September 12, 1958
Researcher Jack Kilby demonstrates the first integrated circuit to other researchers and executives at Texas Instruments.
Atari releases their Video Computer System (known as the VCS and later as the Atari 2600). It took two years for the VCS to gain traction, but by 1979 it was the best selling gift of the Christmas season. Once it was established, the Atari VCS took the market by storm, popularized home video gaming, and helped cement the video game movement into mainstream culture.
September 10, 1990
The first Internet search engine, Archie, is launched. It was used to index FTP archives to make finding files easier. However, as the technology for the World Wide Web was not invented until later in the year, it was not the first web search engine.

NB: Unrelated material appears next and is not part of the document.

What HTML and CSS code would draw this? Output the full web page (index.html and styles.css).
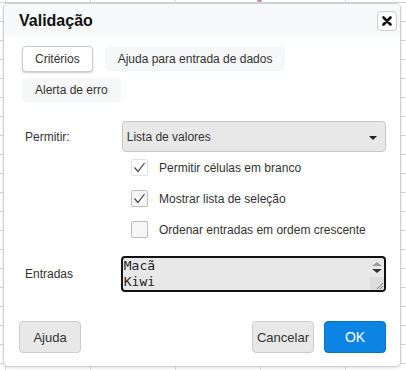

Operators of the Harvard Mark II find a moth trapped in relay #70 in panel F. The bug is taped to their troubleshooting log where it was written, “First actual case of bug being found”. This was not the first use of the term “bug” for computer problems, but this was the first time the term “debug” was used.
September 8, 2003
The Recording Industry Association of America (RIAA) sues 261 people for sharing music on Internet peer-to-peer networks, including 12-year old Brianna LaHara. Eventually bringing suit against at least 30,000 people, the RIAA intended to reduce the amount of music being shared, but instead generated a public backlash against the established recording industry.
September 7, 2005
Apple introduces the iPod Nano, effectively replacing the iPod Mini. The move surprised many in the industry, as the iPod Mini was extremely popular. However, the use of flash storage instead of a hard drive allowed for a much smaller form factor, increased reliability, and better battery life. These improvements proved extremely popular with consumers as one million units were sold in the first 17 days. The pioneering use of flash storage in a consumer electronic device paved the way for its use in many future Apple product designs, such as the iPhone, iPad, and flash storage-based MacBooks.
September 6, 2008
After 5 months of delays, the high resolution earth observation satellite, GeoEye-1, is launched from Vandenburg Air Force Base. Owned by the corporation GeoEye, Inc., GeoEye-1 is capable of taking high resolution images with detail of down to 16 inches. However, the US Government has restricted that resolution for its own use. Commercial usage is limited to resolutions with detail down to 20 inches. As the exclusive licensee of the images for online mapping purposes, Google had its logo on the Delta II rocket that was used to launch GeoEye-1.
September 5, 1980
The last IBM 7030 “Stretch” mainframe in active use is decommissioned at Brigham Young University. The first Stretch was delivered to Los Alamos National Laboratory in 1961, giving the model almost 20 years of operational service. The Stretch was famous for many things, but perhaps most notably it was the first IBM computer to use transistors instead of vacuum tubes, it was the first computer to be designed with the help of an earlier computer, and it was the world’s fastest computer from 1961 to 1964.